• Expatriates Are Not All in the Same Boat
  • April 12, 2010 | Author: Marijke Granier-Guillemarre
  • Law Firm: Sarrau Thomas Couderc - Paris Office

    The terms of the seconded or expatriated employee's return are determined either by the national collective bargaining agreement applicable to the company or by the employment contract.

    The secondment or expatriation amendment must therefore be very specific on this point. Where employees are seconded to a foreign subsidiary by their parent company, the law provides that the latter must, if the subsidiary lays them off, repatriate them and provide them with a new job that corresponds to their previous duties. If the parent company also intends to lay off the employee, it will have to comply with the French procedure by invoking a ground different from that cited by the subsidiary and take into account the salary and years of service with the subsidiary when calculating severance payments.

    Employees that are seconded by their parent company or expatriates working for foreign companies in a European Union country: not all of them enjoy the same rights. From an employment law perspective, secondment is when the original employment contract of the employee sent abroad is maintained with the French employer. The employee therefore leaves to perform a mission having a limited duration. The date of return to France is determined in advance. The relationship of subordination with the French employer remains strong. An amendment to the French employment contract sets out the terms and conditions of the secondment.

    Negotiated amendments

    However, in the case of long-term expatriation, the relationship with the French employer cannot be maintained. An expatriation amendment providing for the termination or suspension of the original contract is therefore signed. At the same time, an employment contract under local law is concluded with the host company, to which the employee now reports exclusively.

    Before sending its employees to another EU country, the employer generally negotiates their remuneration with them (and, in particular, the payment of an expatriation bonus).

    Within the framework of the mobility amendment, account is taken of the removal from the national territory (coverage of the costs of the removal, round trips to France, schooling of children, accommodation and vehicle costs), the standard of living of the host country, local difficulties (political situation for example), and local social welfare and taxation conditions.

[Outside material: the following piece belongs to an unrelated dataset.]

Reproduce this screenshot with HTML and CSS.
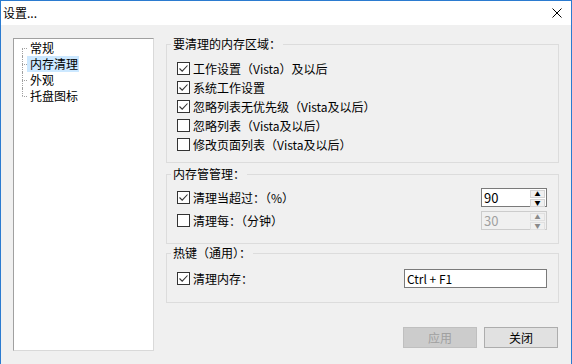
FILE: index.html
```html
<!DOCTYPE html>
<html lang="zh-CN">
<head>
    <meta charset="UTF-8">
    <title>设置...</title>
    <link rel="stylesheet" href="styles.css">
</head>
<body>
    <div class="window">
        <div class="titlebar">
            <span class="title">设置...</span>
            <svg class="close" width="10" height="10" viewBox="0 0 10 10">
                <path d="M0.5 0.5 L9.5 9.5 M9.5 0.5 L0.5 9.5" stroke="#000" stroke-width="1"/>
            </svg>
        </div>

        <div class="content">
            <ul class="tree">
                <li class="first"><span class="branch"><i class="up"></i><i class="down"></i></span><span class="label">常规</span></li>
                <li><span class="branch"><i class="up"></i><i class="down"></i></span><span class="label selected">内存清理</span></li>
                <li><span class="branch"><i class="up"></i><i class="down"></i></span><span class="label">外观</span></li>
                <li class="last"><span class="branch"><i class="up"></i><i class="down"></i></span><span class="label">托盘图标</span></li>
            </ul>

            <div class="panel">
                <fieldset class="group group-areas">
                    <legend>要清理的内存区域：</legend>
                    <div class="row"><span class="check on"><svg width="11" height="11" viewBox="0 0 11 11"><path d="M1.5 5.5 L4.2 8.2 L9.5 2.5" fill="none" stroke="#333" stroke-width="1.1"/></svg></span>工作设置（Vista）及以后</div>
                    <div class="row"><span class="check on"><svg width="11" height="11" viewBox="0 0 11 11"><path d="M1.5 5.5 L4.2 8.2 L9.5 2.5" fill="none" stroke="#333" stroke-width="1.1"/></svg></span>系统工作设置</div>
                    <div class="row"><span class="check on"><svg width="11" height="11" viewBox="0 0 11 11"><path d="M1.5 5.5 L4.2 8.2 L9.5 2.5" fill="none" stroke="#333" stroke-width="1.1"/></svg></span>忽略列表无优先级（Vista及以后）</div>
                    <div class="row"><span class="check"></span>忽略列表（Vista及以后）</div>
                    <div class="row"><span class="check"></span>修改页面列表（Vista及以后）</div>
                </fieldset>

                <fieldset class="group group-manage">
                    <legend>内存管管理：</legend>
                    <div class="row field-row">
                        <span class="check on"><svg width="11" height="11" viewBox="0 0 11 11"><path d="M1.5 5.5 L4.2 8.2 L9.5 2.5" fill="none" stroke="#333" stroke-width="1.1"/></svg></span>
                        <span class="grow">清理当超过：（%）</span>
                        <div class="spin">
                            <span class="spin-value">90</span>
                            <span class="spin-buttons">
                                <span class="spin-btn">&#9650;</span>
                                <span class="spin-btn">&#9660;</span>
                            </span>
                        </div>
                    </div>
                    <div class="row field-row">
                        <span class="check"></span>
                        <span class="grow">清理每：（分钟）</span>
                        <div class="spin disabled">
                            <span class="spin-value">30</span>
                            <span class="spin-buttons">
                                <span class="spin-btn">&#9650;</span>
                                <span class="spin-btn">&#9660;</span>
                            </span>
                        </div>
                    </div>
                </fieldset>

                <fieldset class="group group-hotkey">
                    <legend>热键（通用）：</legend>
                    <div class="row field-row">
                        <span class="check on"><svg width="11" height="11" viewBox="0 0 11 11"><path d="M1.5 5.5 L4.2 8.2 L9.5 2.5" fill="none" stroke="#333" stroke-width="1.1"/></svg></span>
                        <span class="grow">清理内存：</span>
                        <div class="textbox">Ctrl + F1</div>
                    </div>
                </fieldset>

                <div class="buttons">
                    <button class="btn" disabled>应用</button>
                    <button class="btn">关闭</button>
                </div>
            </div>
        </div>
    </div>
</body>
</html>
```

FILE: styles.css
```css
* {
    box-sizing: border-box;
    margin: 0;
    padding: 0;
}

body {
    font-family: "Noto Sans CJK SC", "Noto Sans", sans-serif;
    font-size: 12px;
    color: #000;
    background: #fff;
}

.window {
    width: 572px;
    height: 364px;
    background: #f0f0f0;
    border: 1px solid #2b7bd0;
    border-bottom: none;
    display: flex;
    flex-direction: column;
}

.titlebar {
    height: 24px;
    background: #fff;
    display: flex;
    align-items: center;
    justify-content: space-between;
    padding: 0 9px 1px 2px;
}

.title {
    font-size: 12px;
    line-height: 16px;
}

.content {
    display: flex;
    gap: 12px;
    padding: 13px 0 0 12px;
}

/* tree */
.tree {
    list-style: none;
    width: 141px;
    height: 313px;
    background: #fff;
    border: 1px solid #a0a0a0;
    border-right-color: #d9d9d9;
    border-bottom-color: #d9d9d9;
    padding: 1px 0 0 8px;
}

.tree li {
    display: flex;
    align-items: center;
    height: 16px;
}

.branch {
    display: flex;
    flex-direction: column;
    width: 5px;
    height: 16px;
}

.branch i {
    display: block;
    height: 8px;
    border-left: 1px dotted #a0a0a0;
}

.branch .down {
    border-top: 1px dotted #a0a0a0;
}

.tree .first .up {
    border-left-color: transparent;
}

.tree .last .down {
    border-left-color: transparent;
}

.label {
    line-height: 16px;
    padding: 0 1px 0 3px;
}

.label.selected {
    background: #cce8ff;
}

/* right side */
.panel {
    width: 393px;
    display: flex;
    flex-direction: column;
}

.group {
    border: 1px solid #dcdcdc;
    padding: 0 11px 0 10px;
}

.group legend {
    line-height: 12px;
    padding: 0 2px;
    margin-left: -6px;
}

.group-areas {
    padding-top: 9px;
    padding-bottom: 8px;
}

.group-manage {
    margin-top: 5px;
    padding-top: 8px;
    padding-bottom: 13px;
}

.group-manage .row + .row {
    margin-top: 4px;
}

.group-hotkey {
    margin-top: 3px;
    padding-top: 10px;
    padding-bottom: 14px;
}

.row {
    display: flex;
    align-items: center;
    height: 19px;
    line-height: 19px;
    white-space: nowrap;
}

.check {
    width: 13px;
    height: 13px;
    background: #fff;
    border: 1px solid #333;
    margin-right: 3px;
    display: flex;
    align-items: center;
    justify-content: center;
    flex-shrink: 0;
}

.grow {
    flex: 1;
}

.spin {
    width: 66px;
    height: 19px;
    background: #fff;
    border: 1px solid #7a7a7a;
    display: flex;
}

.spin-value {
    flex: 1;
    font-size: 13px;
    line-height: 17px;
    padding-left: 2px;
}

.spin-buttons {
    width: 17px;
    display: flex;
    flex-direction: column;
    padding: 1px;
    gap: 1px;
}

.spin-btn {
    flex: 1;
    background: #f0f0f0;
    border: 1px solid #d4d4d4;
    font-size: 6px;
    line-height: 6px;
    text-align: center;
    color: #000;
}

.spin.disabled {
    background: #f0f0f0;
    border-color: #cccccc;
}

.spin.disabled .spin-value {
    color: #a0a0a0;
}

.spin.disabled .spin-btn {
    color: #8a8a8a;
    border-color: #e0e0e0;
}

.textbox {
    width: 143px;
    height: 19px;
    background: #fff;
    border: 1px solid #7a7a7a;
    font-size: 12px;
    line-height: 17px;
    padding-left: 2px;
}

.buttons {
    display: flex;
    justify-content: flex-end;
    gap: 7px;
    margin-top: 24px;
    padding-right: 1px;
}

.btn {
    width: 74px;
    height: 21px;
    font-family: inherit;
    font-size: 12px;
    background: #e1e1e1;
    border: 1px solid #adadad;
    color: #000;
}

.btn:disabled {
    background: #cccccc;
    border-color: #bfbfbf;
    color: #a0a0a0;
}
```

    If they are sent to another country of the European Union, French employees remain affiliated with the French social security regime and do not need to join the local regime. Their pay slips are issued by their company which, in France, continues to insure them against all risks: sickness -- maternity, unemployment, old age, death, incapacity, work-related accident, and occupational disease. The term of the secondment is 12 months, which may be renewed once (derogations are possible if the mission exceeds two years).

    In practice, before they leave, employees that are seconded to a European subsidiary of their group must obtain an E101 form. They pay their contributions in France and may receive medical care in the host country. They benefit from the daily sickness allowances paid by the French health fund.

    Expatriates, for their part, no longer come under the social welfare regime of their home country. They are subject to the social security legislation of the host country. Thus, if they reside in the State where they work, they benefit from the cash and in-kind benefits of the host country's health insurance system.

    Voluntary insurance

    Although they are obliged to adhere to the local social security system, which may be more or less advantageous depending on the country, employees may wish to be guaranteed an acceptable level of benefits and continue, despite the expatriation, to pay into a retirement fund. To do so, they must use the voluntary insurance system.

    In France, this social protection is provided by three funds. The Caisse des Français à l'Etranger (fund for French citizens abroad ¿ CFE) covers social security risks (illness, maternity, invalidity, occupational accidents and occupational diseases as well as basic retirement benefits). The GARP covers the risk of unemployment (it should be noted that the employer must insure its expatriate employees against the risk of redundancy). Finally, the Casisse de Retraite des Expatriés (pension fund for expatriates ¿ CRE) and the Institut de Retraite des Cadres et Assimiliés en France et de l'Exterieur (pension fund for executive-level employees in France and abroad ¿ Ircafex), which are affiliated with the Arrco and Agirc institutions respectively, cover supplementary pensions. The employer may still pay some or all of these costly contributions.

    As far as the basic pension is concerned, periods served in EU countries are taken into account by the Member State in which the insured person wishes to receive the pension. However, this coordination of pension systems between EU countries does not concern supplementary pensions. Consequently, persons scheduled to leave are advised to voluntarily adhere to the CRE and Ircafex institutions.